> **What you should do**:
Return each line of the data below exactly, omitting any pictures.

** begin Source material **

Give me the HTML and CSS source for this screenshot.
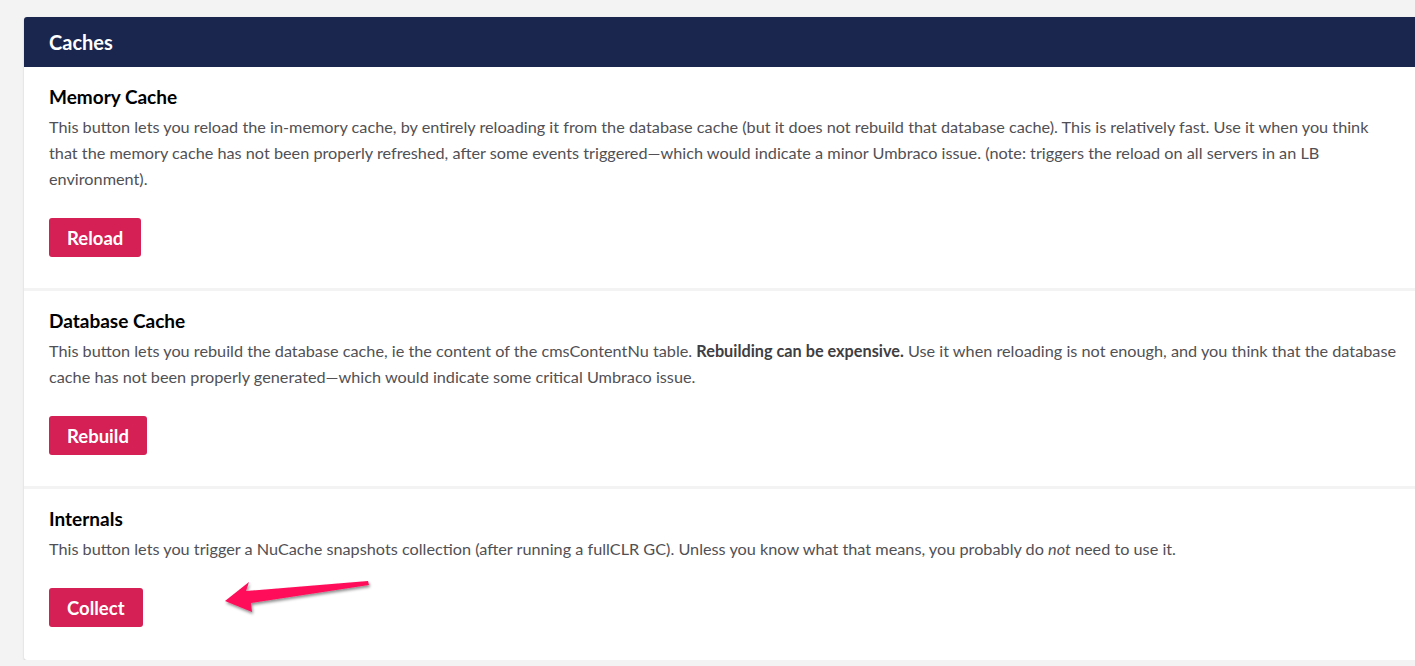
FILE: index.html
```html
<!DOCTYPE html>
<html lang="en">
<head>
    <meta charset="UTF-8">
    <meta name="viewport" content="width=device-width, initial-scale=1.0">
    <title>Published Status - Caches</title>
    <link rel="stylesheet" href="styles.css">
</head>
<body>
    <div class="page">
        <div class="box">
            <div class="box-header">
                <h2>Caches</h2>
            </div>

            <div class="box-section">
                <h3>Memory Cache</h3>
                <p>This button lets you reload the in-memory cache, by entirely reloading it from the database cache (but it does not rebuild that database cache). This is relatively fast. Use it when you think that the memory cache has not been properly refreshed, after some events triggered&mdash;which would indicate a minor Umbraco issue. (note: triggers the reload on all servers in an LB environment).</p>
                <button type="button" class="btn">Reload</button>
            </div>

            <div class="box-section">
                <h3>Database Cache</h3>
                <p>This button lets you rebuild the database cache, ie the content of the cmsContentNu table. <strong>Rebuilding can be expensive.</strong> Use it when reloading is not enough, and you think that the database cache has not been properly generated&mdash;which would indicate some critical Umbraco issue.</p>
                <button type="button" class="btn">Rebuild</button>
            </div>

            <div class="box-section">
                <h3>Internals</h3>
                <p>This button lets you trigger a NuCache snapshots collection (after running a fullCLR GC). Unless you know what that means, you probably do <em>not</em> need to use it.</p>
                <button type="button" class="btn">Collect</button>
            </div>
        </div>
    </div>

    <!-- annotation arrow drawn over the page -->
    <svg class="arrow" width="1415" height="666" viewBox="0 0 1415 666">
        <defs>
            <filter id="shadow" x="-20%" y="-50%" width="140%" height="200%">
                <feDropShadow dx="1" dy="2" stdDeviation="1.5" flood-color="#000" flood-opacity="0.45"/>
            </filter>
        </defs>
        <polygon filter="url(#shadow)" fill="#ff0e5a"
                 points="225,601 249,582 246,591 368,581 369,585 251,603 252,612"/>
    </svg>
</body>
</html>
```

FILE: styles.css
```css
body, h2, h3, p {
    margin: 0;
    padding: 0;
}

body {
    font-family: Lato, "Open Sans", sans-serif;
    background-color: #f4f3f4;
    overflow: hidden;
}

.page {
    padding: 17px 0 0 24px;
}

.box {
    width: 1400px;
    background-color: #fff;
    border-radius: 3px;
    box-shadow: 0 1px 2px rgba(0, 0, 0, 0.18);
    overflow: hidden;
}

.box-header {
    background-color: #1b264f;
    height: 50px;
    padding: 0 25px;
    display: flex;
    align-items: center;
}

.box-header h2 {
    color: #fff;
    font-size: 20px;
    font-weight: 700;
    line-height: 24px;
}

.box-section {
    padding: 20px 25px 31px;
    border-top: 3px solid #f4f3f4;
}

.box-header + .box-section {
    border-top: none;
}

.box-section:last-child {
    padding-bottom: 33px;
}

.box-section h3 {
    font-size: 19px;
    font-weight: 700;
    line-height: 20px;
    color: #000;
    margin-bottom: 7px;
}

.box-section p {
    width: 1350px;
    font-size: 16.25px;
    line-height: 26px;
    color: #515054;
    margin-bottom: 26px;
}

.box-section p strong {
    color: #3f3e42;
}

.btn {
    display: block;
    height: 39px;
    padding: 0 18px;
    border: none;
    border-radius: 3px;
    background-color: #d42054;
    color: #fff;
    font-family: Lato, "Open Sans", sans-serif;
    font-size: 18.5px;
    font-weight: 700;
    cursor: pointer;
}

.arrow {
    position: absolute;
    left: 0;
    top: 0;
    pointer-events: none;
}
```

** end Source material **

> **Solution for this task**:
Give me the HTML and CSS source for this screenshot.
FILE: index.html
```html
<!DOCTYPE html>
<html lang="en">
<head>
    <meta charset="UTF-8">
    <meta name="viewport" content="width=device-width, initial-scale=1.0">
    <title>Published Status - Caches</title>
    <link rel="stylesheet" href="styles.css">
</head>
<body>
    <div class="page">
        <div class="box">
            <div class="box-header">
                <h2>Caches</h2>
            </div>

            <div class="box-section">
                <h3>Memory Cache</h3>
                <p>This button lets you reload the in-memory cache, by entirely reloading it from the database cache (but it does not rebuild that database cache). This is relatively fast. Use it when you think that the memory cache has not been properly refreshed, after some events triggered&mdash;which would indicate a minor Umbraco issue. (note: triggers the reload on all servers in an LB environment).</p>
                <button type="button" class="btn">Reload</button>
            </div>

            <div class="box-section">
                <h3>Database Cache</h3>
                <p>This button lets you rebuild the database cache, ie the content of the cmsContentNu table. <strong>Rebuilding can be expensive.</strong> Use it when reloading is not enough, and you think that the database cache has not been properly generated&mdash;which would indicate some critical Umbraco issue.</p>
                <button type="button" class="btn">Rebuild</button>
            </div>

            <div class="box-section">
                <h3>Internals</h3>
                <p>This button lets you trigger a NuCache snapshots collection (after running a fullCLR GC). Unless you know what that means, you probably do <em>not</em> need to use it.</p>
                <button type="button" class="btn">Collect</button>
            </div>
        </div>
    </div>

    <!-- annotation arrow drawn over the page -->
    <svg class="arrow" width="1415" height="666" viewBox="0 0 1415 666">
        <defs>
            <filter id="shadow" x="-20%" y="-50%" width="140%" height="200%">
                <feDropShadow dx="1" dy="2" stdDeviation="1.5" flood-color="#000" flood-opacity="0.45"/>
            </filter>
        </defs>
        <polygon filter="url(#shadow)" fill="#ff0e5a"
                 points="225,601 249,582 246,591 368,581 369,585 251,603 252,612"/>
    </svg>
</body>
</html>
```

FILE: styles.css
```css
body, h2, h3, p {
    margin: 0;
    padding: 0;
}

body {
    font-family: Lato, "Open Sans", sans-serif;
    background-color: #f4f3f4;
    overflow: hidden;
}

.page {
    padding: 17px 0 0 24px;
}

.box {
    width: 1400px;
    background-color: #fff;
    border-radius: 3px;
    box-shadow: 0 1px 2px rgba(0, 0, 0, 0.18);
    overflow: hidden;
}

.box-header {
    background-color: #1b264f;
    height: 50px;
    padding: 0 25px;
    display: flex;
    align-items: center;
}

.box-header h2 {
    color: #fff;
    font-size: 20px;
    font-weight: 700;
    line-height: 24px;
}

.box-section {
    padding: 20px 25px 31px;
    border-top: 3px solid #f4f3f4;
}

.box-header + .box-section {
    border-top: none;
}

.box-section:last-child {
    padding-bottom: 33px;
}

.box-section h3 {
    font-size: 19px;
    font-weight: 700;
    line-height: 20px;
    color: #000;
    margin-bottom: 7px;
}

.box-section p {
    width: 1350px;
    font-size: 16.25px;
    line-height: 26px;
    color: #515054;
    margin-bottom: 26px;
}

.box-section p strong {
    color: #3f3e42;
}

.btn {
    display: block;
    height: 39px;
    padding: 0 18px;
    border: none;
    border-radius: 3px;
    background-color: #d42054;
    color: #fff;
    font-family: Lato, "Open Sans", sans-serif;
    font-size: 18.5px;
    font-weight: 700;
    cursor: pointer;
}

.arrow {
    position: absolute;
    left: 0;
    top: 0;
    pointer-events: none;
}
```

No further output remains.